Par ailleurs, il n'est pas contesté que dans le cadre de la présente procédure aucune demande n'est formée à l'encontre de la société Cabinet Comte à titre personnel au titre de sa responsabilité délictuelle ou quasi délictuelle à l'égard des locataires, de sorte qu'il est inopérant de lui reprocher l'absence de mention des coordonnées des bailleurs dans le contrat de bail.

C'est donc à juste titre que faute pour la société Cabinet Comte d'avoir qualité pour défendre aux demandes formées par les époux [A] relatives aux obligations contractuelles des bailleurs, le juge de la mise en état a déclaré irrecevables leurs demandes en application de l'article 32 du code de procédure civile.

Il résulte des dispositions combinées des articles 11,139, 142 et 788 du code de procédure civile qu'à la demande d'une partie, le juge de la mise en état ordonne la communication de pièces s'il estime cette demande fondée au regard du litige dont il est saisi. Dès lors que la demande des époux [A] dirigée contre la société Cabinet Comte est irrecevable, il convient de confirmer l'ordonnance déférée en ce qu'elle a également déclaré irrecevables leur demande de communication de pièces.

Il convient de confirmer l'ordonnance déférée dans ses dispositions relatives aux dépens et fondées sur l'article 700 du code de procédure civile.

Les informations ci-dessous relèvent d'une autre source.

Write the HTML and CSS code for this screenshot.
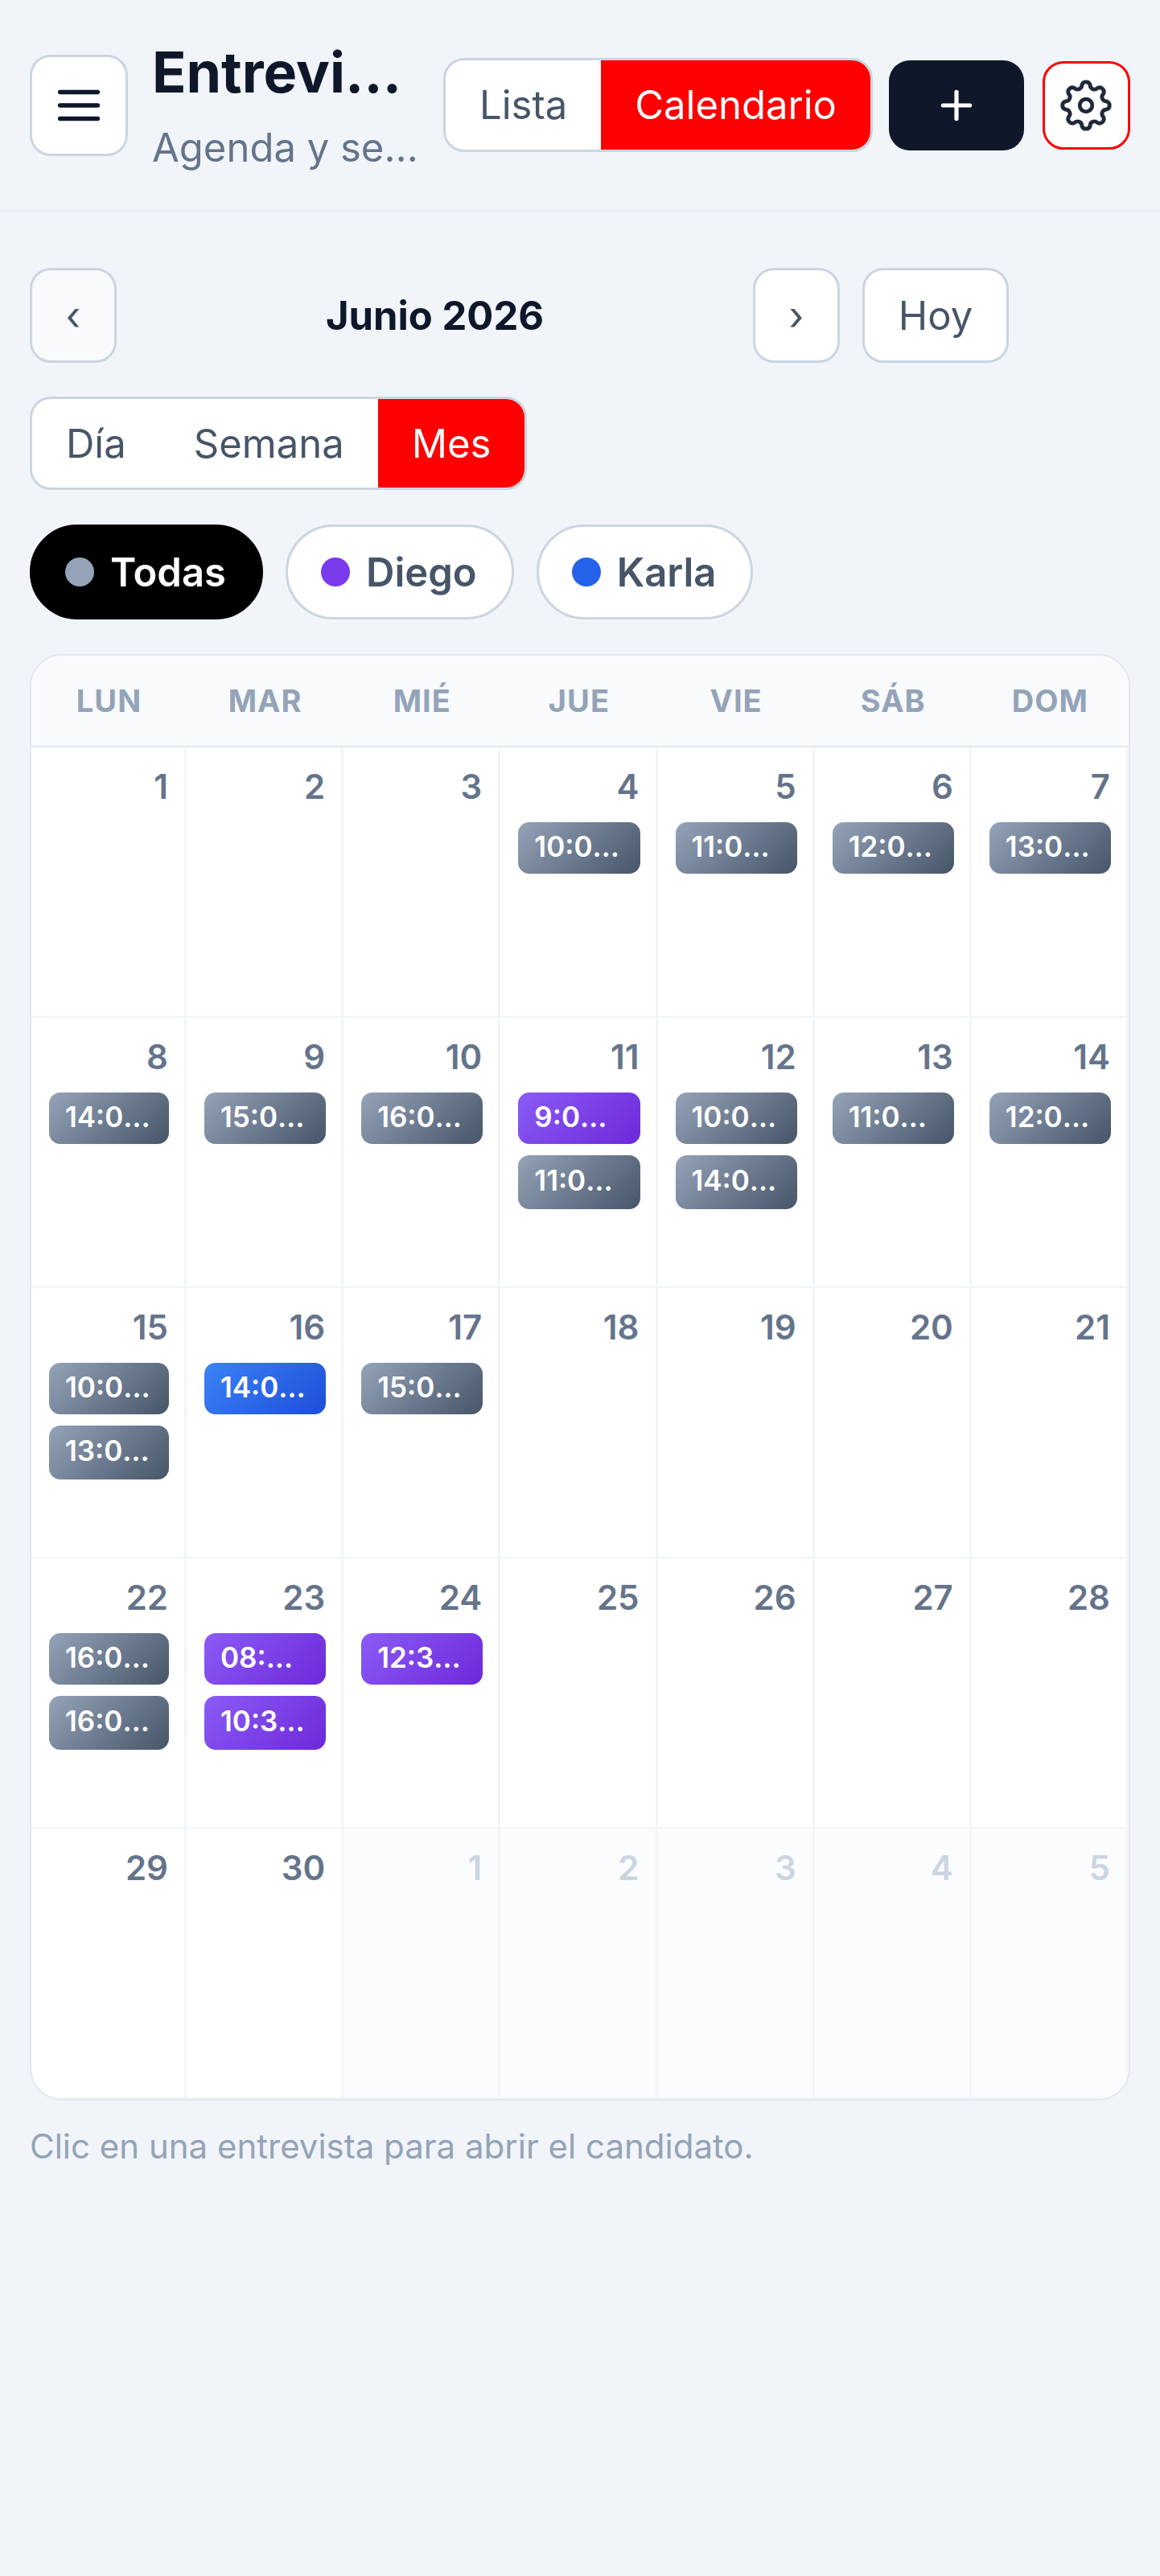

L'équité commande de débouter les parties de leurs demandes formées en application de l'article 700 du code de procédure civile au titre de la procédure d'appel.

Les autres demandes seront rejetées.

PAR CES MOTIFS

La cour, statuant publiquement par mise à disposition au greffe, par arrêt contradictoire et en dernier ressort,

Confirme en toutes ses dispositions l'ordonnance rendue le 17 octobre 2023 par le juge de la mise en état du tribunal judiciaire de Paris (RG n° 22/5171) ;

Y ajoutant,

Déboute les parties de leurs demandes fondées sur l'article 700 du code de procédure civile ;

Rejette les autres demandes ;

Condamne Madame [J] [S] et Monsieur [T] [A] aux dépens de la procédure d'appel, dont distraction à la société LVA, Maître Laurent Viollet, dans les conditions de l'article 699 du code de procédure civile.